Franklin sees technological trends decreasing the available space, without and within, for the unplannable—the core of our individual and collective sanity. And she’s not just concerned about the unintended noises of machines. Even more alarming is programmed music in buildings and plazas, designed to manipulate our moods and spending habits.
What can we do? Franklin urges us to assert our right not to be assaulted by sound, especially when its purpose is profit. She calls us to civic education, rage, and action. She advocates quiet rooms in buildings and quiet minutes at the beginning and end of all committee meetings. She invites us to enjoy the quiet together.
“Even during a conversation, become conscious of the gaps between words, the brief silent intervals between sentences. As you do that, the dimension of stillness grows within you.”
—Eckhart Tolle, The Power of Now (New World Library, 1999)
Quakers understand the importance of stillness. In the seventeenth century, they rejected the Church of England’s rituals and ostentation, choosing instead to worship God in silence. Silence, they said, was necessary to hear God’s voice. In that collective silence a message sometimes arises, and it is spoken. Then a return to silence.

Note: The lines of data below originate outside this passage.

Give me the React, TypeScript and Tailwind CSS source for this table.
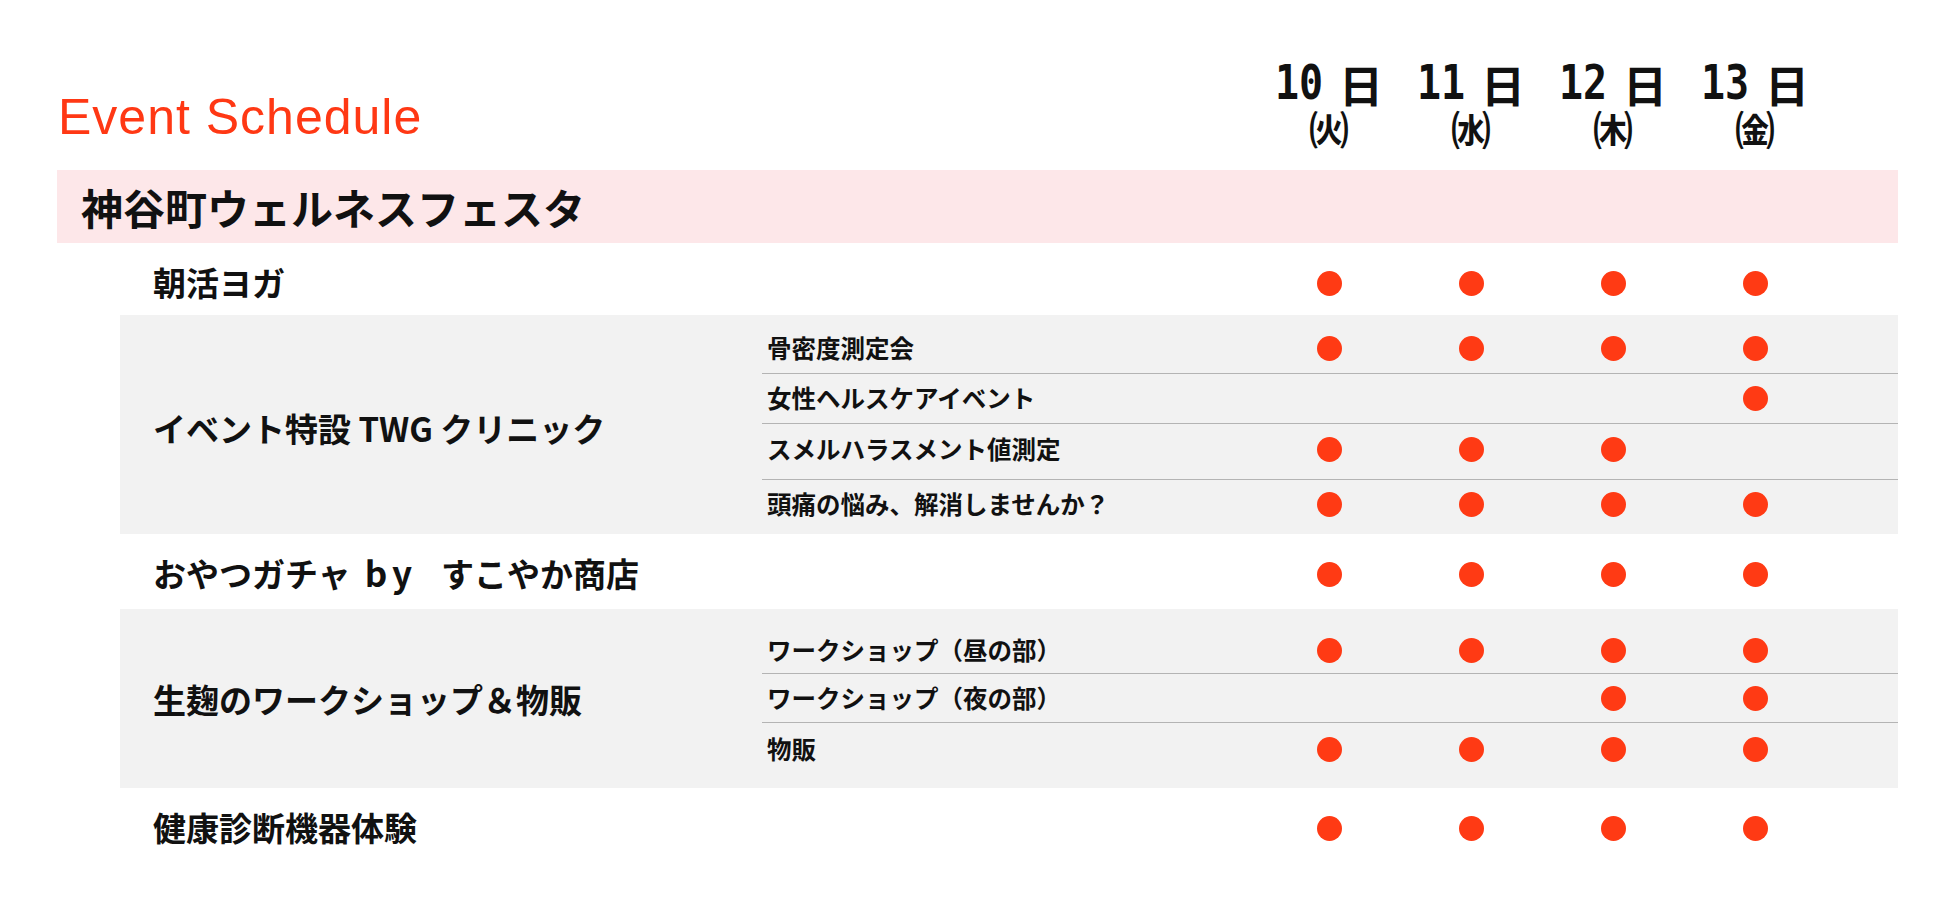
import type { ReactNode } from "react";
import clsx from "clsx";

// 日付ヘッダー
const DAYS = [
  { day: "10", week: "㈫" },
  { day: "11", week: "㈬" },
  { day: "12", week: "㈭" },
  { day: "13", week: "㈮" },
];

type SubRow = {
  label?: string;
  on: boolean[];
  className: string;
};

type Group = {
  id: string;
  title: ReactNode;
  gray: boolean;
  className: string;
  labelClass: string;
  subsClass: string;
  subs: SubRow[];
};

const ALL = [true, true, true, true];

const GROUPS: Group[] = [
  {
    id: "yoga",
    title: "朝活ヨガ",
    gray: false,
    className: "h-[72px]",
    labelClass: "pt-[8px]",
    subsClass: "pt-[8px]",
    subs: [{ on: ALL, className: "flex-1" }],
  },
  {
    id: "clinic",
    title: "イベント特設 TWG クリニック",
    gray: true,
    className: "",
    labelClass: "pt-[8px]",
    subsClass: "pt-[8px] pb-[5px]",
    subs: [
      { label: "骨密度測定会", on: ALL, className: "h-[50px]" },
      { label: "女性ヘルスケアイベント", on: [false, false, false, true], className: "h-[50px]" },
      { label: "スメルハラスメント値測定", on: [true, true, true, false], className: "h-[56px] pb-[4px]" },
      { label: "頭痛の悩み、解消しませんか？", on: ALL, className: "h-[50px]" },
    ],
  },
  {
    id: "gacha",
    title: (
      <>
        おやつガチャ
        <span className="ml-[14px] mr-[24px] text-[35px] leading-none tracking-[5px]">by</span>
        すこやか商店
      </>
    ),
    gray: false,
    className: "h-[75px]",
    labelClass: "pt-[5px]",
    subsClass: "pt-[5px]",
    subs: [{ on: ALL, className: "flex-1" }],
  },
  {
    id: "koji",
    title: "生麹のワークショップ＆物販",
    gray: true,
    className: "",
    labelClass: "pt-[3px]",
    subsClass: "pt-[18px] pb-[12px]",
    subs: [
      { label: "ワークショップ（昼の部）", on: ALL, className: "h-[46px]" },
      { label: "ワークショップ（夜の部）", on: [false, false, true, true], className: "h-[49px]" },
      { label: "物販", on: ALL, className: "h-[54px]" },
    ],
  },
  {
    id: "health",
    title: "健康診断機器体験",
    gray: false,
    className: "h-[80px]",
    labelClass: "",
    subsClass: "",
    subs: [{ on: ALL, className: "flex-1" }],
  },
];

function Dot() {
  return <span className="block w-[25px] h-[25px] rounded-full bg-[#ff3a14]" />;
}

function ScheduleGroup({ group }: { group: Group }) {
  return (
    <div className={clsx("flex", group.gray && "bg-[#f2f2f2]", group.className)}>
      <div
        className={clsx(
          "w-[642px] shrink-0 pl-[33px] flex items-center text-[33px] font-bold text-[#111]",
          group.labelClass
        )}
      >
        <span>{group.title}</span>
      </div>
      <div className={clsx("flex-1 flex flex-col", group.subsClass)}>
        {group.subs.map((sub, i) => (
          <div
            key={i}
            className={clsx(
              "flex items-center",
              i > 0 && "border-t border-[#b4b4b4]",
              sub.className
            )}
          >
            <div className="w-[496px] shrink-0 pl-[5px] text-[24.5px] font-bold text-[#111]">
              {sub.label}
            </div>
            {sub.on.map((on, j) => (
              <div key={j} className="w-[142px] shrink-0 flex justify-center">
                {on && <Dot />}
              </div>
            ))}
          </div>
        ))}
      </div>
    </div>
  );
}

export default function App() {
  return (
    <main className="w-[1948px] h-[911px] bg-white font-['Noto_Sans_CJK_JP',sans-serif] overflow-hidden">
      {/* ヘッダー */}
      <header className="flex h-[170px]">
        <div className="w-[1258px] shrink-0 pl-[58px] pt-[92px]">
          <h1 className="text-[50px] leading-[50px] tracking-[1px] font-['Liberation_Sans',sans-serif] text-[#ff3814]">
            Event Schedule
          </h1>
        </div>
        {DAYS.map((d) => (
          <div key={d.day} className="w-[142px] shrink-0 flex flex-col items-center pt-[60px] text-[#111]">
            <div className="flex items-end h-[46px] font-bold">
              <span className="inline-block text-[40px] leading-[40px] scale-y-[1.22] origin-bottom font-['DejaVu_Sans_Mono',monospace]">
                {d.day}
              </span>
              <span className="ml-[16px] text-[44px] leading-[44px]">日</span>
            </div>
            <div className="text-[40px] leading-[44px] font-bold">{d.week}</div>
          </div>
        ))}
      </header>

      {/* イベント名 */}
      <div className="ml-[57px] w-[1841px] h-[73px] bg-[#fde7e9] flex items-center pl-[24px] text-[42px] font-bold text-[#111]">
        神谷町ウェルネスフェスタ
      </div>

      {/* スケジュール表 */}
      <div className="ml-[120px] w-[1778px]">
        {GROUPS.map((g) => (
          <ScheduleGroup key={g.id} group={g} />
        ))}
      </div>
    </main>
  );
}
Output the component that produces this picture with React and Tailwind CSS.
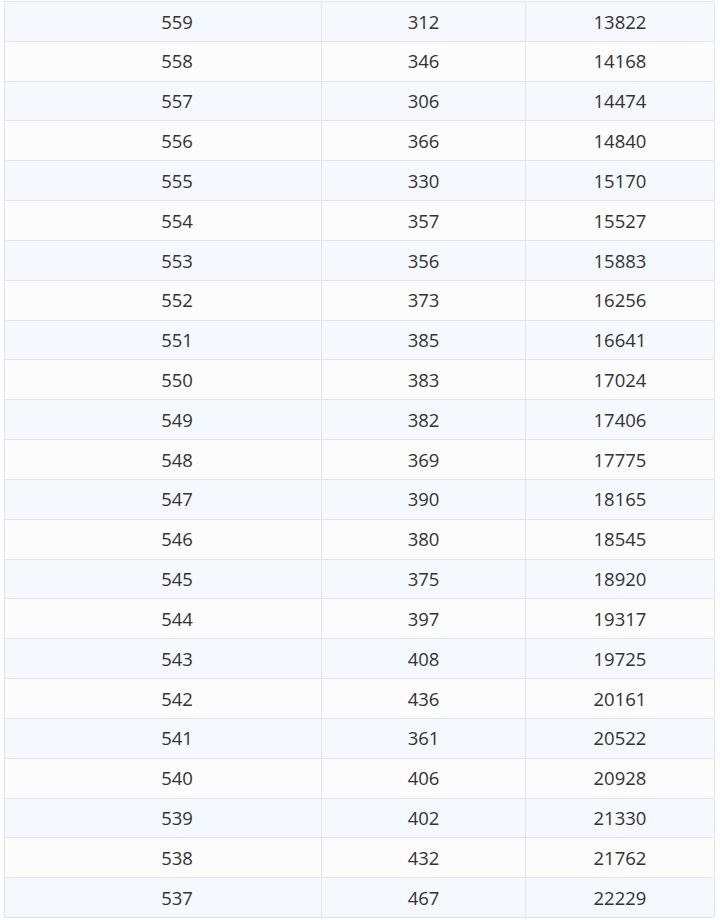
import React from 'react'

const rows = [
  [559, 312, 13822],
  [558, 346, 14168],
  [557, 306, 14474],
  [556, 366, 14840],
  [555, 330, 15170],
  [554, 357, 15527],
  [553, 356, 15883],
  [552, 373, 16256],
  [551, 385, 16641],
  [550, 383, 17024],
  [549, 382, 17406],
  [548, 369, 17775],
  [547, 390, 18165],
  [546, 380, 18545],
  [545, 375, 18920],
  [544, 397, 19317],
  [543, 408, 19725],
  [542, 436, 20161],
  [541, 361, 20522],
  [540, 406, 20928],
  [539, 402, 21330],
  [538, 432, 21762],
  [537, 467, 22229],
]

const App = () => {
  return (
    <div className="min-h-[920px] bg-white pt-px pl-1 font-['Open_Sans','Noto_Sans',sans-serif] text-[18.5px] text-[#333]">
      <div className="w-[710px] border-t border-l border-[#e1e4ea]">
        {rows.map((r, i) => (
          <div
            key={r[0]}
            className={`grid h-[39.83px] grid-cols-[317px_204px_189px] border-b border-[#e1e4ea] ${
              i % 2 === 0 ? 'bg-[#f5f9fe]' : 'bg-[#fcfcfc]'
            }`}
          >
            {/* first column sits a little right of centre */}
            <div className="flex items-center justify-center border-r border-[#e1e4ea] pl-7">{r[0]}</div>
            <div className="flex items-center justify-center border-r border-[#e1e4ea]">{r[1]}</div>
            <div className="flex items-center justify-center border-r border-[#e1e4ea]">{r[2]}</div>
          </div>
        ))}
      </div>
    </div>
  )
}

export default App
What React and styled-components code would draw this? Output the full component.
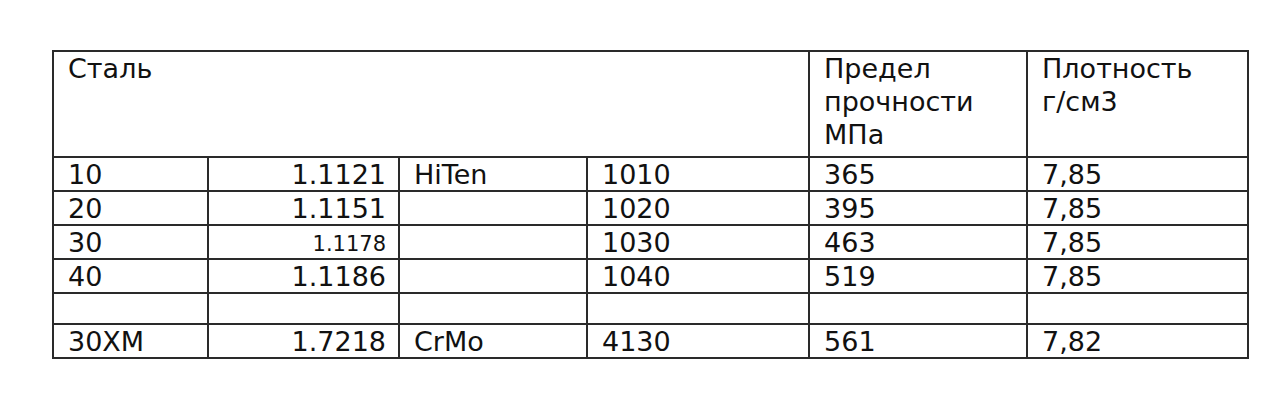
import styled, { createGlobalStyle } from "styled-components";

const GlobalStyle = createGlobalStyle`
  html, body {
    margin: 0;
    background: #fff;
  }
`;

const Page = styled.div`
  padding: 50px 0 0 52px;
  width: 1280px;
  height: 404px;
  box-sizing: border-box;
  font-family: "DejaVu Sans", "Liberation Sans", sans-serif;
  color: #111;
`;

const Table = styled.table`
  border-collapse: collapse;
  table-layout: fixed;
  width: 1195px;
  border: 2px solid #2a2a2a;
`;

const Cell = styled.td`
  border: 2px solid #2a2a2a;
  padding: ${(p) =>
    p.$head ? "0 14px" : p.$small ? "4px 12px 0 14px" : p.$right ? "1px 12px 0 14px" : "1px 14px 0 14px"};
  height: ${(p) => (p.$head ? "106px" : "31px")};
  box-sizing: border-box;
  font-weight: 400;
  font-size: ${(p) => (p.$small ? "21px" : "27px")};
  line-height: ${(p) => (p.$head ? "33px" : p.$small ? "28px" : "31px")};
  text-align: ${(p) => (p.$right ? "right" : "left")};
  vertical-align: top;
  white-space: ${(p) => (p.$head ? "normal" : "nowrap")};
  overflow: hidden;
`;

const NoWrap = styled.span`
  white-space: nowrap;
`;

const widths = [155, 191, 188, 222, 218, 221];

const rows = [
  ["10", "1.1121", "HiTen", "1010", "365", "7,85"],
  ["20", "1.1151", "", "1020", "395", "7,85"],
  ["30", "1.1178", "", "1030", "463", "7,85", true],
  ["40", "1.1186", "", "1040", "519", "7,85"],
  ["", "", "", "", "", ""],
  ["30ХМ", "1.7218", "CrMo", "4130", "561", "7,82"],
];

export default function App() {
  return (
    <>
      <GlobalStyle />
      <Page>
        <Table>
          <colgroup>
            {widths.map((w, i) => (
              <col key={i} style={{ width: w }} />
            ))}
          </colgroup>
          <thead>
            <tr>
              <Cell as="th" $head colSpan={4}>
                Сталь
              </Cell>
              <Cell as="th" $head>
                Предел прочности МПа
              </Cell>
              <Cell as="th" $head>
                Плотность <NoWrap>г/см3</NoWrap>
              </Cell>
            </tr>
          </thead>
          <tbody>
            {rows.map((r, i) => (
              <tr key={i}>
                <Cell>{r[0]}</Cell>
                <Cell $right $small={r[6]}>
                  {r[1]}
                </Cell>
                <Cell>{r[2]}</Cell>
                <Cell>{r[3]}</Cell>
                <Cell>{r[4]}</Cell>
                <Cell>{r[5]}</Cell>
              </tr>
            ))}
          </tbody>
        </Table>
      </Page>
    </>
  );
}
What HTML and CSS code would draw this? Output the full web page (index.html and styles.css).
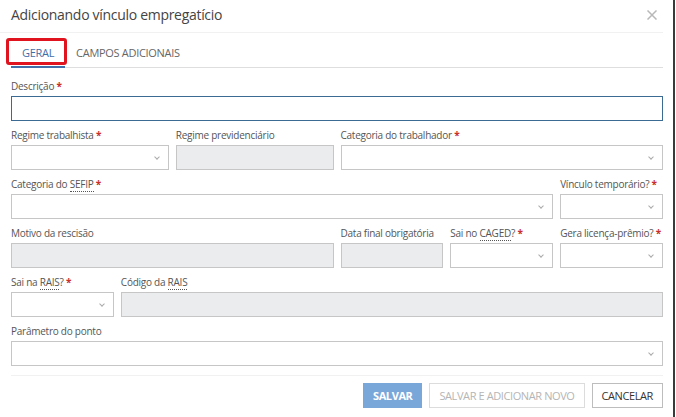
FILE: index.html
```html
<!DOCTYPE html>
<html lang="pt-BR">

<head>
    <meta charset="UTF-8">
    <meta name="viewport" content="width=device-width, initial-scale=1.0">
    <title>Adicionando vínculo empregatício</title>

    <link rel="stylesheet" href="styles.css">
</head>

<body>
    <div class="modal">
        <header class="modal-header">
            <h2>Adicionando vínculo empregatício</h2>
            <button class="close" type="button">
                <svg width="10" height="10" viewBox="0 0 10 10"><path d="M0.5 0.5L9.5 9.5M9.5 0.5L0.5 9.5" /></svg>
            </button>
        </header>

        <nav class="tabs">
            <a class="tab active" href="#">GERAL</a>
            <a class="tab" href="#">CAMPOS ADICIONAIS</a>
        </nav>

        <form class="form">
            <div class="field span-12">
                <label>Descrição <i>*</i></label>
                <div class="input focused"></div>
            </div>

            <div class="field span-3">
                <label>Regime trabalhista <i>*</i></label>
                <div class="input select"></div>
            </div>
            <div class="field span-3">
                <label>Regime previdenciário</label>
                <div class="input disabled"></div>
            </div>
            <div class="field span-6">
                <label>Categoria do trabalhador <i>*</i></label>
                <div class="input select"></div>
            </div>

            <div class="field span-10">
                <label>Categoria do <abbr>SEFIP</abbr> <i>*</i></label>
                <div class="input select"></div>
            </div>
            <div class="field span-2">
                <label>Vínculo temporário? <i>*</i></label>
                <div class="input select"></div>
            </div>

            <div class="field span-6">
                <label>Motivo da rescisão</label>
                <div class="input disabled"></div>
            </div>
            <div class="field span-2">
                <label>Data final obrigatória</label>
                <div class="input disabled"></div>
            </div>
            <div class="field span-2">
                <label>Sai no <abbr>CAGED</abbr>? <i>*</i></label>
                <div class="input select"></div>
            </div>
            <div class="field span-2">
                <label>Gera licença-prêmio? <i>*</i></label>
                <div class="input select"></div>
            </div>

            <div class="field span-2">
                <label>Sai na <abbr>RAIS</abbr>? <i>*</i></label>
                <div class="input select"></div>
            </div>
            <div class="field span-10">
                <label>Código da <abbr>RAIS</abbr></label>
                <div class="input disabled"></div>
            </div>

            <div class="field span-12">
                <label>Parâmetro do ponto</label>
                <div class="input select"></div>
            </div>
        </form>

        <footer class="modal-footer">
            <button class="btn primary" type="button">SALVAR</button>
            <button class="btn muted" type="button">SALVAR E ADICIONAR NOVO</button>
            <button class="btn" type="button">CANCELAR</button>
        </footer>

        <span class="highlight"></span>
    </div>
</body>

</html>
```

FILE: styles.css
```css
* {
    padding: 0;
    margin: 0;
    box-sizing: border-box;
    font-family: "Open Sans", "Noto Sans", sans-serif;
}

body {
    background-color: white;
    color: #555;
}

.modal {
    position: relative;
    width: 675px;
    height: 417px;
    border-right: 2px solid #3a3a3a;
    background-color: white;
}

.modal-header {
    height: 33px;
    display: flex;
    align-items: center;
    justify-content: space-between;
    padding: 0 6px 3px 11px;
    border-bottom: 1px solid #f1f1f1;
    margin-right: 10px;
}

.modal-header h2 {
    font-size: 14px;
    font-weight: normal;
    letter-spacing: -0.3px;
    color: #444;
    line-height: 20px;
}

.modal-header .close {
    border: none;
    background: none;
    display: flex;
    margin-top: 1px;
}

.modal-header .close svg path {
    stroke: #b8b8b8;
    stroke-width: 1.5;
}

.tabs {
    display: flex;
    height: 35px;
    margin: 0 10px 0 11px;
    border-bottom: 1px solid #dedede;
}

.tab {
    display: flex;
    align-items: center;
    padding: 5px 11px 0;
    font-size: 11px;
    letter-spacing: -0.3px;
    color: #666;
    text-decoration: none;
    border-bottom: 2px solid transparent;
    margin-bottom: -1px;
}

.tab.active {
    color: #3f6ea8;
    border-bottom-color: #3f6ea8;
}

.highlight {
    position: absolute;
    left: 6px;
    top: 38px;
    width: 61px;
    height: 27px;
    border: 3px solid #e0141e;
    border-radius: 3px;
}

.form {
    display: grid;
    grid-template-columns: repeat(12, 1fr);
    column-gap: 7px;
    row-gap: 8px;
    padding: 12px 10px 0 11px;
}

.span-2 {
    grid-column: span 2;
}

.span-3 {
    grid-column: span 3;
}

.span-6 {
    grid-column: span 6;
}

.span-10 {
    grid-column: span 10;
}

.span-12 {
    grid-column: span 12;
}

.field label {
    display: block;
    height: 13px;
    margin-bottom: 3px;
    font-size: 10px;
    letter-spacing: -0.25px;
    line-height: 13px;
    color: #555;
    white-space: nowrap;
}

.field label i {
    font-style: normal;
    color: #c9302c;
    font-weight: bold;
}

.field abbr {
    text-decoration: none;
    border-bottom: 1px dotted #555;
}

.input {
    height: 25px;
    border: 1px solid #c6c6c6;
    background-color: white;
    position: relative;
}

.input.focused {
    border-color: #3b6b92;
}

.input.disabled {
    background-color: #ebecee;
}

.input.select::after {
    content: "";
    position: absolute;
    right: 9px;
    top: 9px;
    width: 3px;
    height: 3px;
    border-right: 1px solid #aaa;
    border-bottom: 1px solid #aaa;
    transform: rotate(45deg);
}

.modal-footer {
    display: flex;
    justify-content: flex-end;
    gap: 7px;
    margin: 9px 10px 0 11px;
    padding-top: 7px;
    border-top: 1px solid #f1f1f1;
}

.btn {
    height: 25px;
    padding: 0 9px;
    font-size: 11px;
    letter-spacing: -0.4px;
    border: 1px solid #bdbdbd;
    background-color: white;
    color: #333;
}

.btn.primary {
    background-color: #7aa7da;
    border-color: #7aa7da;
    color: white;
    font-weight: bold;
}

.btn.muted {
    border-color: #dcdcdc;
    color: #b5b5b5;
}
```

Two friends and I were sitting on my patio one summer evening, talking about that Quaker silence. We marveled at the thought of sitting quietly with others, not trying to meditate, not trying to be inspired, just being. We talked of other spiritual traditions that hold silence as sacred. Then, without planning it, we just fell silent.
We breathed in those precious moments, eyes closed, eyes open, sinking into our chairs, feeling the evening birdsong in our bones, smelling the moist, cooling air. At some point, we all looked at each other and smiled. Did we plan that? Did I miss something? No, it just happened. We talked about what it had felt like: freeing, relaxing, sweet. And then we just went silent again.
If noise levels in your own habitat are bothersome, try these decibel-lowering fixes.
• Place half-inch-thick pads of rubber or cork under the legs or corners of heavy appliances to stop vibrations from transferring to the floor.
• Move appliances at least two inches from the wall.
• Put stereo speakers on stands or rubber mats.
Cracks and crevices
• Seal small openings, including cracks in walls or doors and around electrical entrances, vents, steam or water pipes, and air conditioners.
• Remove the faceplates from electrical outlets and switches and caulk the spaces between the box and the wall.
• Remove baseboards and caulk between the walls and the floors.
• Install a storm door.
• Replace hollow-core doors with solid doors.
• Place weather stripping around all doors, even interior ones.
• Use flexible rubber threshold seals on exterior doors.
• Invest in double-glazed windows.
• Caulk existing windows.
• Install storm windows with heavy glass and good weatherstripping.
• Place shutters inside the window.
• Line the cavities that hold the dishwasher, refrigerator, and trash compactor with sound-absorbing materials.
• Insulate attic and walls.
• Add mass to walls with a second layer of drywall. Place the second layer as a “floating wall” apart from the first to create an air-space baffle.
• Plant trees and hedges. At the very least, they block noise sources from view.
• Install a wall or fence with a solid, continuous surface. It should be tall enough to hide roadways.
• Replace electric or motorized leaf blowers, lawn mowers, and hedge trimmers with rakes, push mowers, and clippers.
Reprinted with permission from The Wabi-Sabi House by Robyn Griggs Lawrence (Clarkson Potter, 2004).
Carol Venolia is an eco-architect who is passionate about reuniting humans with the rest of nature. In addition to her design practice, she teaches in the EcoDwelling program at New College of California and is the author of Healing Environments (Celestial Arts, 1994).